#### Goal of the exercise
Reproduce all the material exactly, minus any pictures it holds.

#### Data
## Start
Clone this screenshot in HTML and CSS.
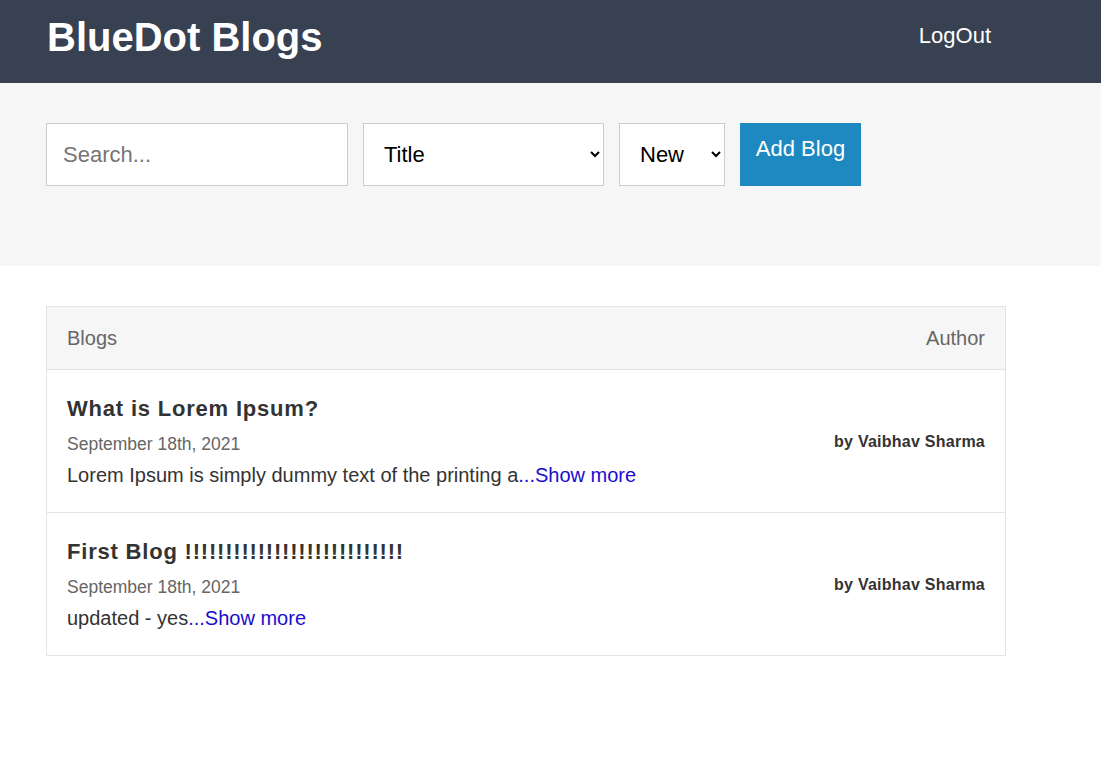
FILE: index.html
```html
<!DOCTYPE html>
<html lang="en">
<head>
<meta charset="utf-8">
<title>BlueDot Blogs</title>
<link rel="stylesheet" href="styles.css">
</head>
<body>
<header class="topbar">
  <h1 class="brand">BlueDot Blogs</h1>
  <a class="logout" href="#">LogOut</a>
</header>
<section class="toolbar">
  <input class="search" type="text" placeholder="Search...">
  <select class="select select-field">
    <option>Title</option>
    <option>Author</option>
  </select>
  <select class="select select-order">
    <option>New</option>
    <option>Old</option>
  </select>
  <button class="add-btn">Add Blog</button>
</section>
<main class="content">
  <div class="blog-table">
    <div class="table-head">
      <span>Blogs</span>
      <span>Author</span>
    </div>
    <div class="blog-row">
      <div class="blog-main">
        <h2 class="blog-title">What is Lorem Ipsum?</h2>
        <div class="blog-date">September 18th, 2021</div>
        <p class="blog-text">Lorem Ipsum is simply dummy text of the printing a<a href="#" class="more">...Show more</a></p>
      </div>
      <div class="blog-author">by Vaibhav Sharma</div>
    </div>
    <div class="blog-row">
      <div class="blog-main">
        <h2 class="blog-title">First Blog !!!!!!!!!!!!!!!!!!!!!!!!!!!</h2>
        <div class="blog-date">September 18th, 2021</div>
        <p class="blog-text">updated - yes<a href="#" class="more">...Show more</a></p>
      </div>
      <div class="blog-author">by Vaibhav Sharma</div>
    </div>
  </div>
</main>
</body>
</html>
```
FILE: styles.css
```css
* { box-sizing: border-box; }
body {
  margin: 0;
  font-family: "Liberation Sans", Arial, sans-serif;
  background: #ffffff;
  color: #333333;
}
.topbar {
  height: 83px;
  background: #374151;
  display: flex;
  align-items: center;
  justify-content: space-between;
  padding: 0 110px 0 47px;
}
.brand {
  margin: 0;
  font-size: 40px;
  font-weight: bold;
  color: #ffffff;
  line-height: 1;
  position: relative;
  top: -5px;
}
.logout {
  color: #ffffff;
  text-decoration: none;
  font-size: 22px;
  position: relative;
  top: -6px;
}
.toolbar {
  background: #f6f6f6;
  height: 183px;
  padding: 40px 46px;
  display: flex;
  align-items: flex-start;
  gap: 15px;
}
.search, .select, .add-btn {
  height: 63px;
  font-family: "Liberation Sans", Arial, sans-serif;
  font-size: 22px;
  border-radius: 0;
}
.search {
  width: 302px;
  border: 1px solid #cccccc;
  background: #ffffff;
  padding: 0 16px;
  color: #333;
  outline: none;
}
.search::placeholder { color: #757575; }
.select {
  border: 1px solid #cccccc;
  background: #ffffff;
  color: #000000;
  padding: 0 10px 0 16px;
}
.select-field { width: 241px; }
.select-order { width: 106px; }
.add-btn {
  width: 121px;
  background: #1e88c0;
  color: #ffffff;
  border: none;
  padding: 13px 14px 0;
  display: flex;
  align-items: flex-start;
  justify-content: center;
  line-height: 26px;
}
.content {
  padding: 40px 46px;
}
.blog-table {
  width: 960px;
  border: 1px solid #e3e3e3;
}
.table-head {
  height: 63px;
  background: #f6f6f6;
  border-bottom: 1px solid #e3e3e3;
  display: flex;
  align-items: center;
  justify-content: space-between;
  padding: 0 20px;
  font-size: 20px;
  color: #666666;
}
.blog-row {
  display: flex;
  align-items: center;
  justify-content: space-between;
  padding: 23px 20px 22px;
  border-bottom: 1px solid #e3e3e3;
}
.blog-row:last-child { border-bottom: none; }
.blog-title {
  margin: 0;
  font-size: 22px;
  line-height: 32px;
  letter-spacing: 0.8px;
  font-weight: bold;
  color: #333333;
}
.blog-date {
  margin-top: 7px;
  font-size: 17.5px;
  line-height: 24px;
  color: #666666;
}
.blog-text {
  margin: 4px 0 0;
  font-size: 20px;
  line-height: 30px;
  color: #333333;
}
.more {
  color: #1a0dd0;
  text-decoration: none;
}
.blog-author {
  font-size: 16px;
  font-weight: bold;
  letter-spacing: 0.25px;
  color: #333333;
}
```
## End
#### Response
Clone this screenshot in HTML and CSS.
FILE: index.html
```html
<!DOCTYPE html>
<html lang="en">
<head>
<meta charset="utf-8">
<title>BlueDot Blogs</title>
<link rel="stylesheet" href="styles.css">
</head>
<body>
<header class="topbar">
  <h1 class="brand">BlueDot Blogs</h1>
  <a class="logout" href="#">LogOut</a>
</header>
<section class="toolbar">
  <input class="search" type="text" placeholder="Search...">
  <select class="select select-field">
    <option>Title</option>
    <option>Author</option>
  </select>
  <select class="select select-order">
    <option>New</option>
    <option>Old</option>
  </select>
  <button class="add-btn">Add Blog</button>
</section>
<main class="content">
  <div class="blog-table">
    <div class="table-head">
      <span>Blogs</span>
      <span>Author</span>
    </div>
    <div class="blog-row">
      <div class="blog-main">
        <h2 class="blog-title">What is Lorem Ipsum?</h2>
        <div class="blog-date">September 18th, 2021</div>
        <p class="blog-text">Lorem Ipsum is simply dummy text of the printing a<a href="#" class="more">...Show more</a></p>
      </div>
      <div class="blog-author">by Vaibhav Sharma</div>
    </div>
    <div class="blog-row">
      <div class="blog-main">
        <h2 class="blog-title">First Blog !!!!!!!!!!!!!!!!!!!!!!!!!!!</h2>
        <div class="blog-date">September 18th, 2021</div>
        <p class="blog-text">updated - yes<a href="#" class="more">...Show more</a></p>
      </div>
      <div class="blog-author">by Vaibhav Sharma</div>
    </div>
  </div>
</main>
</body>
</html>
```
FILE: styles.css
```css
* { box-sizing: border-box; }
body {
  margin: 0;
  font-family: "Liberation Sans", Arial, sans-serif;
  background: #ffffff;
  color: #333333;
}
.topbar {
  height: 83px;
  background: #374151;
  display: flex;
  align-items: center;
  justify-content: space-between;
  padding: 0 110px 0 47px;
}
.brand {
  margin: 0;
  font-size: 40px;
  font-weight: bold;
  color: #ffffff;
  line-height: 1;
  position: relative;
  top: -5px;
}
.logout {
  color: #ffffff;
  text-decoration: none;
  font-size: 22px;
  position: relative;
  top: -6px;
}
.toolbar {
  background: #f6f6f6;
  height: 183px;
  padding: 40px 46px;
  display: flex;
  align-items: flex-start;
  gap: 15px;
}
.search, .select, .add-btn {
  height: 63px;
  font-family: "Liberation Sans", Arial, sans-serif;
  font-size: 22px;
  border-radius: 0;
}
.search {
  width: 302px;
  border: 1px solid #cccccc;
  background: #ffffff;
  padding: 0 16px;
  color: #333;
  outline: none;
}
.search::placeholder { color: #757575; }
.select {
  border: 1px solid #cccccc;
  background: #ffffff;
  color: #000000;
  padding: 0 10px 0 16px;
}
.select-field { width: 241px; }
.select-order { width: 106px; }
.add-btn {
  width: 121px;
  background: #1e88c0;
  color: #ffffff;
  border: none;
  padding: 13px 14px 0;
  display: flex;
  align-items: flex-start;
  justify-content: center;
  line-height: 26px;
}
.content {
  padding: 40px 46px;
}
.blog-table {
  width: 960px;
  border: 1px solid #e3e3e3;
}
.table-head {
  height: 63px;
  background: #f6f6f6;
  border-bottom: 1px solid #e3e3e3;
  display: flex;
  align-items: center;
  justify-content: space-between;
  padding: 0 20px;
  font-size: 20px;
  color: #666666;
}
.blog-row {
  display: flex;
  align-items: center;
  justify-content: space-between;
  padding: 23px 20px 22px;
  border-bottom: 1px solid #e3e3e3;
}
.blog-row:last-child { border-bottom: none; }
.blog-title {
  margin: 0;
  font-size: 22px;
  line-height: 32px;
  letter-spacing: 0.8px;
  font-weight: bold;
  color: #333333;
}
.blog-date {
  margin-top: 7px;
  font-size: 17.5px;
  line-height: 24px;
  color: #666666;
}
.blog-text {
  margin: 4px 0 0;
  font-size: 20px;
  line-height: 30px;
  color: #333333;
}
.more {
  color: #1a0dd0;
  text-decoration: none;
}
.blog-author {
  font-size: 16px;
  font-weight: bold;
  letter-spacing: 0.25px;
  color: #333333;
}
```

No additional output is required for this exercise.